堀)HRBrainは人事評価クラウドをコアとしたタレントマネジメント領域全般のSaaS企業です。開始5年ほどで1000社に導入、4期連続満足度No.1の評価を得ているサービスで、各業界のリーディングカンパニーが導入しています。
人事評価、目標管理、スキルデータや評価データなどの従業員データを一元管理しており、人事マネジメント領域での業務効率が向上します。また人事評価領域では蓄積したデータをいろいろなインターフェースで見える化することで、より高度な組織分析が可能です。採用や配置、育成、離職防止などに活用できる機能を提供しています。
HRテックの導入で失敗しないポイントは、ツールを選ぶだけでなく、事前にツールに合わせて組織の制度設計をした上で導入することです。私たちはコンサルティングも提供しており、評価制度設計から運用サポートまでワンストップで提供しているのが特徴です。
清水)リフカムは、社員が友だちに自分の会社をすすめるリファラル採用の活性化支援プロダクトを提供しています。経済産業省をはじめ、多種多様な業種・業態で利用されています。
多店舗展開をしている企業では、現場において何が起きているかブラックボックス化してしまう、トップダウンの一方向なコミュニケーションによりスタッフの生産性が低下するなどの課題があります。さらにアルバイトを採用しても約70%が6カ月以内に退職を検討するといったことも大きな課題です。
このような課題の原因はコミュニケーションにあると分析し、アルバイト、店長、全員が見られる業務連絡兼コミュニケーションツールを提供し、付加価値としてリファラル採用もできる機能を付けました。現在、アルバイトで働く人で自分の職場を推奨したいと思う人は3.3%しかいないと言われており、コミュニケーションの課題を解決することで、働く人の幸福度向上を目指しています。
駒木)HRテックはアメリカが先行して、日本は3~4年遅れているように見えます。人事や人材開発の分野で日本と欧米は何が違うのでしょうか。
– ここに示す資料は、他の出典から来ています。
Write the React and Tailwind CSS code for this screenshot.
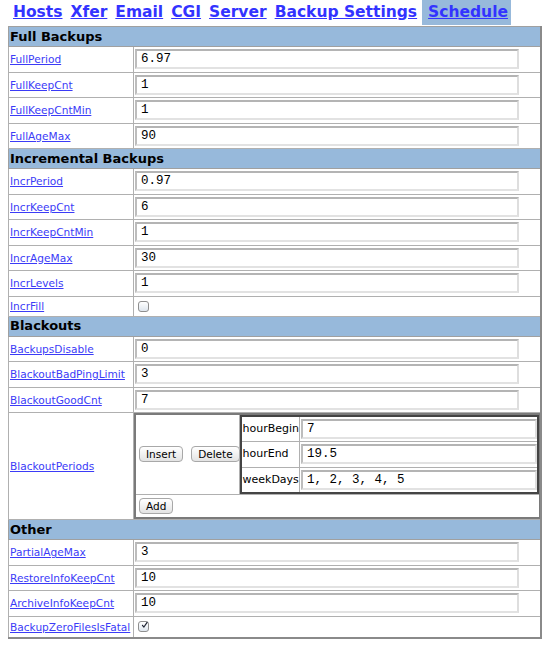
import React from 'react';

const sections = [
  {
    title: 'Full Backups',
    rows: [
      { name: 'FullPeriod', value: '6.97' },
      { name: 'FullKeepCnt', value: '1' },
      { name: 'FullKeepCntMin', value: '1' },
      { name: 'FullAgeMax', value: '90' },
    ],
  },
  {
    title: 'Incremental Backups',
    rows: [
      { name: 'IncrPeriod', value: '0.97' },
      { name: 'IncrKeepCnt', value: '6' },
      { name: 'IncrKeepCntMin', value: '1' },
      { name: 'IncrAgeMax', value: '30' },
      { name: 'IncrLevels', value: '1' },
      { name: 'IncrFill', check: false },
    ],
  },
  {
    title: 'Blackouts',
    rows: [
      { name: 'BackupsDisable', value: '0' },
      { name: 'BlackoutBadPingLimit', value: '3' },
      { name: 'BlackoutGoodCnt', value: '7' },
      { name: 'BlackoutPeriods', periods: true },
    ],
  },
  {
    title: 'Other',
    rows: [
      { name: 'PartialAgeMax', value: '3' },
      { name: 'RestoreInfoKeepCnt', value: '10' },
      { name: 'ArchiveInfoKeepCnt', value: '10' },
      { name: 'BackupZeroFilesIsFatal', check: true },
    ],
  },
];

const navLinks = ['Hosts', 'Xfer', 'Email', 'CGI', 'Server', 'Backup Settings', 'Schedule'];

const TextBox = ({ value, width = 'w-[384px]' }) => (
  <input
    readOnly
    value={value}
    className={`${width} h-[20px] block bg-white border-2 border-t-[#b4b4b4] border-l-[#bdbdbd] border-r-[#dedede] border-b-[#e2e2e2] px-[4px] text-[12.5px] leading-[16px] text-black outline-none [font-family:'Liberation_Mono',monospace]`}
  />
);

const Check = ({ checked }) => (
  <span className="ml-[3px] w-[11px] h-[11px] rounded-[3px] border border-[#8f8f8f] bg-gradient-to-b from-white to-[#dfe6ee] flex items-center justify-center">
    {checked && (
      <svg width="12" height="12" viewBox="0 0 12 12" className="-mt-[3px] ml-[2px]">
        <path d="M2.5 6.5 L5 9.5 L10.5 1.5" fill="none" stroke="#1c2230" strokeWidth="2" strokeLinecap="round" strokeLinejoin="round" />
      </svg>
    )}
  </span>
);

const Btn = ({ children }) => (
  <button className="h-[16px] px-[6px] rounded-[4px] border border-[#a8a8a8] bg-gradient-to-b from-white to-[#e3e3e3] text-[10.5px] leading-[14px] text-black">
    {children}
  </button>
);

const Periods = () => (
  <table className="table-fixed border-collapse w-[407px] border-2 border-double border-[#7a7a7a] text-[11px] leading-[14px]">
    <colgroup>
      <col className="w-[104px]" />
      <col />
    </colgroup>
    <tbody>
      <tr>
        <td className="border border-[#b0b0b0] align-middle">
          <div className="flex gap-[8px] pl-[3px]">
            <Btn>Insert</Btn>
            <Btn>Delete</Btn>
          </div>
        </td>
        <td className="border border-[#b0b0b0] p-0">
          <table className="table-fixed border-collapse w-full border-2 border-double border-[#444]">
            <colgroup>
              <col className="w-[59px]" />
              <col />
            </colgroup>
            <tbody>
              {[
                ['hourBegin', '7'],
                ['hourEnd', '19.5'],
                ['weekDays', '1, 2, 3, 4, 5'],
              ].map(([k, v]) => (
                <tr key={k}>
                  <td className="border border-[#b0b0b0] h-[25.5px] text-black pl-[1px] whitespace-nowrap overflow-hidden">{k}</td>
                  <td className="border border-[#b0b0b0] h-[25.5px] pl-[1px]">
                    <TextBox value={v} width="w-[236px]" />
                  </td>
                </tr>
              ))}
            </tbody>
          </table>
        </td>
      </tr>
      <tr>
        <td colSpan={2} className="border border-[#b0b0b0] h-[24px] pl-[3px]">
          <Btn>Add</Btn>
        </td>
      </tr>
    </tbody>
  </table>
);

const rowHeight = (r) => {
  if (r.periods) return 'h-[107px]';
  if (r.check === true) return 'h-[22px]';
  if (r.check === false) return 'h-[20px]';
  return 'h-[25.5px]';
};

export default function App() {
  return (
    <div className="bg-white min-h-[647px] [font-family:'DejaVu_Sans',sans-serif]">
      <div className="h-[26px] flex items-start pl-[9px] leading-[22px]">
        {navLinks.map((l) => (
          <a
            key={l}
            href="#"
            className={`h-[25px] pt-[1px] text-[15.5px] font-bold underline text-[#3333ff] ${
              l === 'Schedule' ? 'bg-[#97b9db] pl-[6px] pr-[3px] ml-[1px]' : 'px-[4px]'
            }`}
          >
            {l}
          </a>
        ))}
      </div>
      <table className="table-fixed ml-[8px] w-[534px] border-collapse border-t border-l border-r-2 border-b-2 border-[#8a8a8a] text-[10.6px] leading-[14px]">
        <colgroup>
          <col className="w-[125px]" />
          <col />
        </colgroup>
        <tbody>
          {sections.map((s) => (
            <React.Fragment key={s.title}>
              <tr className="bg-[#97b9db]">
                <td colSpan={2} className="border border-[#a0a0a0] h-[20px] pl-[1px] text-[13px] font-bold text-black leading-[18px]">
                  {s.title}
                </td>
              </tr>
              {s.rows.map((r) => (
                <tr key={r.name}>
                  <td className={`border border-[#b0b0b0] ${rowHeight(r)} pl-[1px] align-middle whitespace-nowrap`}>
                    <a href="#" className="underline text-[#3b3bf7]">
                      {r.name}
                    </a>
                  </td>
                  <td className={`border border-[#b0b0b0] ${rowHeight(r)} ${r.periods ? 'p-0' : 'pl-[1px]'} align-middle`}>
                    {r.periods ? <Periods /> : r.check !== undefined ? <Check checked={r.check} /> : <TextBox value={r.value} />}
                  </td>
                </tr>
              ))}
            </React.Fragment>
          ))}
        </tbody>
      </table>
    </div>
  );
}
また日本は今後何に注力していけばいいのでしょうか。
堀)HRテックのSaaS普及度合いは遅れていますが、考え方については「遅れている」というよりは「違う」のほうが正しいと思います。テック企業においてはアメリカではジョブ型雇用の色が強く、職務内容を明記した職務記述書(ジョブスクリプション)がある場合が多い。変化に迅速に対応できるアジリティの高い経営ができるのがメリットですが、社員にとっては即時性のあるパフォーマンスが求められ、できなければ解雇という、経営側が非常にパワーを持つ組織になります。このシステムをそのまま日本に当てはめるとおそらく大変なことになるでしょう。